NEW YORK — Federal authorities are investigating a military veteran’s claim that U.S. Rep. George Santos raised $3,000 for life-saving surgery for his pet dog several years ago, then never turned over the money for the animal’s care, according to a published report.
U.S. Navy veteran Richard Osthoff told Politico on Wednesday that two FBI agents contacted him after he went public last month with his story about his experiences with Santos in 2016.
Osthoff told the news site he gave the agents text messages he exchanged with Santos, who at the time was going by the name Anthony Devolder.
“I’m glad to get the ball rolling with the bigwigs,” Osthoff said. “I was worried that what happened to me was too long ago to be prosecuted.”
The local news site Patch reported last month that Osthoff, now 47, was living in a roadside tent in Howell, New Jersey, in May 2016 when his pit bull mix, Sapphire, developed a life-threatening stomach tumor.
A veterinary technician connected Osthoff to Santos’ pet charity, Friends of Pets United, Osthoff said.

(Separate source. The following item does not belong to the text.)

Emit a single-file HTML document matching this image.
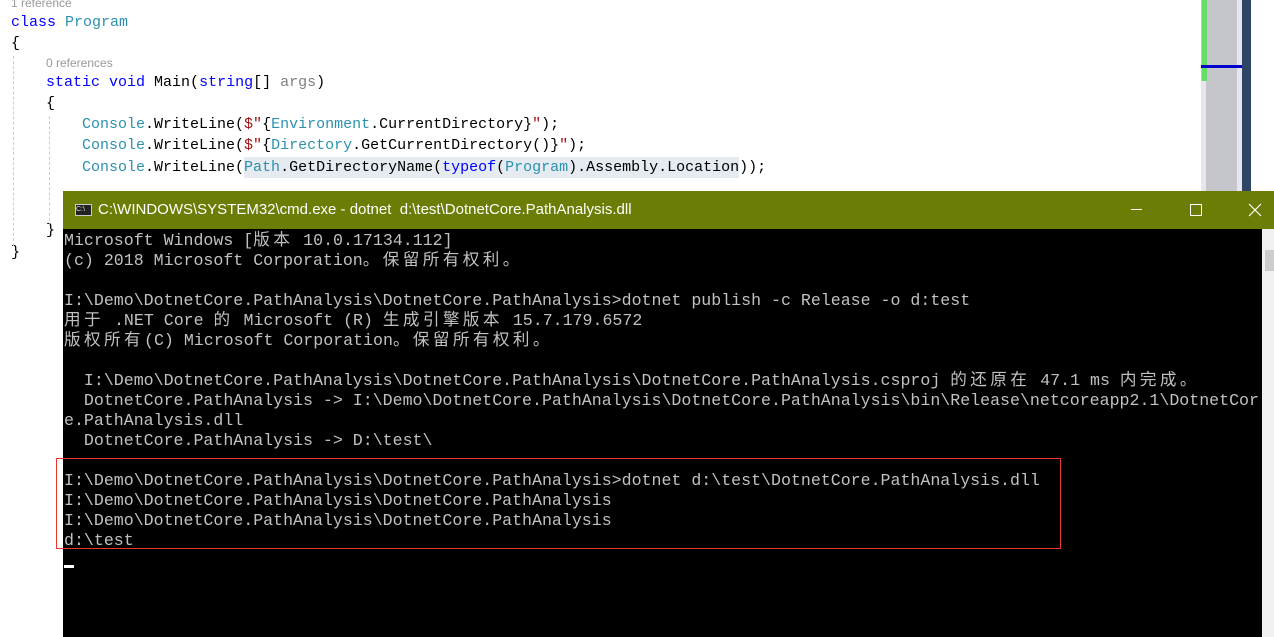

Authorities have said the group was not a registered charity.
According to Osthoff, Santos set up a GoFundMe account and raised $3,000 for Sapphire’s surgery but never turned it over. Sapphire died in 2017.
Santos, a Republican, has declined to answer questions about the matter and also refused to do so at the U.S. Capitol on Thursday.
In a tweet on Jan. 19, however, he wrote that “the reports that I would let a dog die is (sic) shocking & insane.”
“My work in animal advocacy was the labor of love & hard work. Over the past 24hr I have received pictures of dogs I helped rescue throughout the years along with supportive messages,” he wrote.
A message seeking comment was left with Santos’ attorney, Joseph Murray.
Santos is already facing investigations over multiple lies he told about his life story, work history and family background.
The congressman announced on Tuesday that he is temporarily stepping down from two congressional committees, saying in a prepared statement that he wanted to focus on serving his constituents “without distraction.”
Another veteran who worked with Osthoff in his fruitless quest to save Sappire’s life told The Associated Press he could hardly believe Santos would renege on his promise to help.
“I said, ‘Rich, why don’t you just relax; nobody wants to take money away from a disabled veteran and his sick dog. I’m sure this is a mistake,’” said Michael Boll, a retired Union Township, New Jersey, police officer and founder of a group called the New Jersey Veterans Network.
Boll said he talked to Santos on the phone, telling him, “You don’t have any right to this money. Either give it all back to the people who donated it, or give it to a veterinarian Rich will choose in his area so he’d have a credit to take the dog there for treatment.
“Anthony wanted nothing to do with that and refused to take any further calls from me,” Boll said.
A spokesperson for the U.S. Attorney’s Office in Brooklyn said he could not comment on whether the office is investigating the fundraising drive for Osthoff’s dog.
Parry reported from Atlantic City, New Jersey.